- **Dataset section**
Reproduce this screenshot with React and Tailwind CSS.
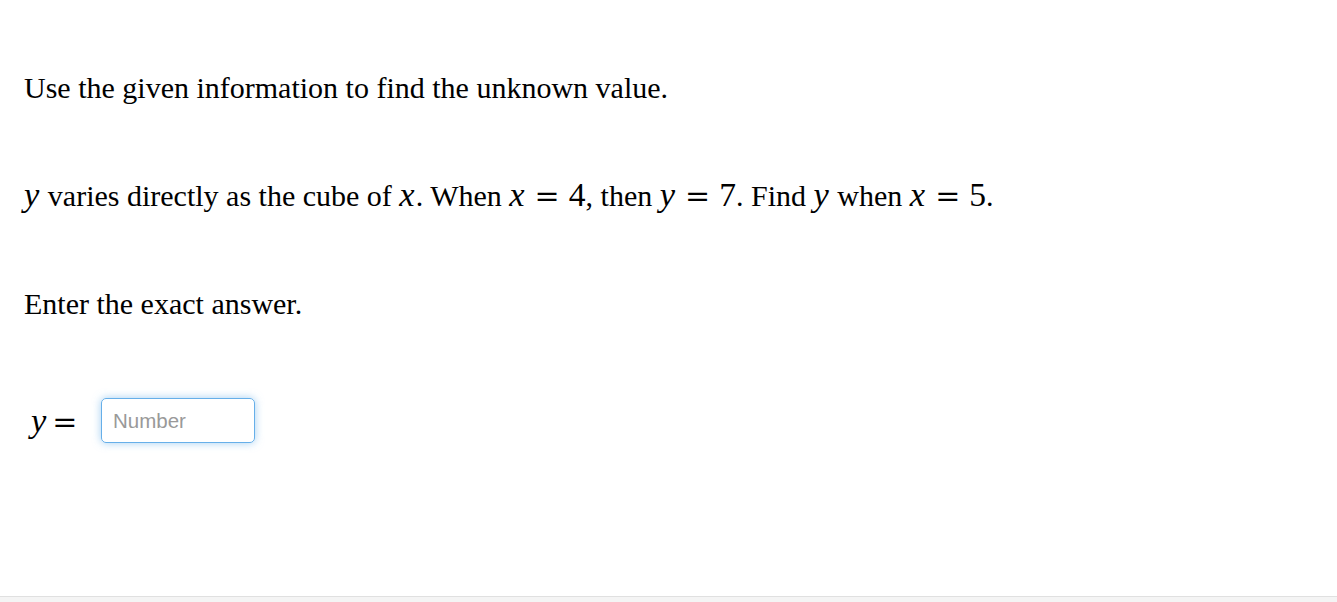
function M({ children }) {
  return <span className="italic text-[1.15em] leading-none pr-[1px]">{children}</span>;
}
function N({ children }) {
  return <span className="text-[1.12em] leading-none">{children}</span>;
}
function Eq() {
  return (
    <span
      className="text-[1em] leading-none mx-[9px]"
      style={{ fontFamily: '"DejaVu Serif", serif' }}
    >
      =
    </span>
  );
}

export default function App() {
  const serif = { fontFamily: '"Liberation Serif", "Times New Roman", serif' };
  return (
    <div className="relative h-[602px] w-full bg-white text-black overflow-hidden" style={serif}>
      <div className="h-[596px] px-[24px] pt-[68px]">
        <p className="text-[30px] leading-[40px] m-0">Use the given information to find the unknown value.</p>
        <p className="text-[30px] leading-[40px] mt-[68px]">
          <M>y</M> varies directly as the cube of <M>x</M>. When <M>x</M><Eq /><N>4</N>, then <M>y</M><Eq /><N>7</N>. Find <M>y</M> when <M>x</M><Eq /><N>5</N>.
        </p>
        <p className="text-[30px] leading-[40px] mt-[68px]">Enter the exact answer.</p>
        <div className="mt-[74px] flex items-center">
          <span className="text-[30px] ml-[7px] w-[70px] leading-none">
            <span className="italic text-[1.15em]">y</span>
            <span className="ml-[6px]" style={{ fontFamily: '"DejaVu Serif", serif' }}>=</span>
          </span>
          <input
            placeholder="Number"
            className="w-[154px] h-[45px] rounded-[5px] border border-[#66afe9] px-[11px] text-[20.5px] placeholder-[#999] shadow-[0_0_8px_rgba(102,175,233,0.6)] outline-none"
            style={{ fontFamily: '"Liberation Sans", Arial, sans-serif' }}
          />
        </div>
      </div>
      <div className="h-[1px] bg-[#e0e0e0]" />
      <div className="h-[5px] bg-[#f4f4f4]" />
    </div>
  );
}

- **Task brief**
Leave out the pictures and give the listing above again exactly.

- **Solution to this problem**
Reproduce this screenshot with React and Tailwind CSS.
function M({ children }) {
  return <span className="italic text-[1.15em] leading-none pr-[1px]">{children}</span>;
}
function N({ children }) {
  return <span className="text-[1.12em] leading-none">{children}</span>;
}
function Eq() {
  return (
    <span
      className="text-[1em] leading-none mx-[9px]"
      style={{ fontFamily: '"DejaVu Serif", serif' }}
    >
      =
    </span>
  );
}

export default function App() {
  const serif = { fontFamily: '"Liberation Serif", "Times New Roman", serif' };
  return (
    <div className="relative h-[602px] w-full bg-white text-black overflow-hidden" style={serif}>
      <div className="h-[596px] px-[24px] pt-[68px]">
        <p className="text-[30px] leading-[40px] m-0">Use the given information to find the unknown value.</p>
        <p className="text-[30px] leading-[40px] mt-[68px]">
          <M>y</M> varies directly as the cube of <M>x</M>. When <M>x</M><Eq /><N>4</N>, then <M>y</M><Eq /><N>7</N>. Find <M>y</M> when <M>x</M><Eq /><N>5</N>.
        </p>
        <p className="text-[30px] leading-[40px] mt-[68px]">Enter the exact answer.</p>
        <div className="mt-[74px] flex items-center">
          <span className="text-[30px] ml-[7px] w-[70px] leading-none">
            <span className="italic text-[1.15em]">y</span>
            <span className="ml-[6px]" style={{ fontFamily: '"DejaVu Serif", serif' }}>=</span>
          </span>
          <input
            placeholder="Number"
            className="w-[154px] h-[45px] rounded-[5px] border border-[#66afe9] px-[11px] text-[20.5px] placeholder-[#999] shadow-[0_0_8px_rgba(102,175,233,0.6)] outline-none"
            style={{ fontFamily: '"Liberation Sans", Arial, sans-serif' }}
          />
        </div>
      </div>
      <div className="h-[1px] bg-[#e0e0e0]" />
      <div className="h-[5px] bg-[#f4f4f4]" />
    </div>
  );
}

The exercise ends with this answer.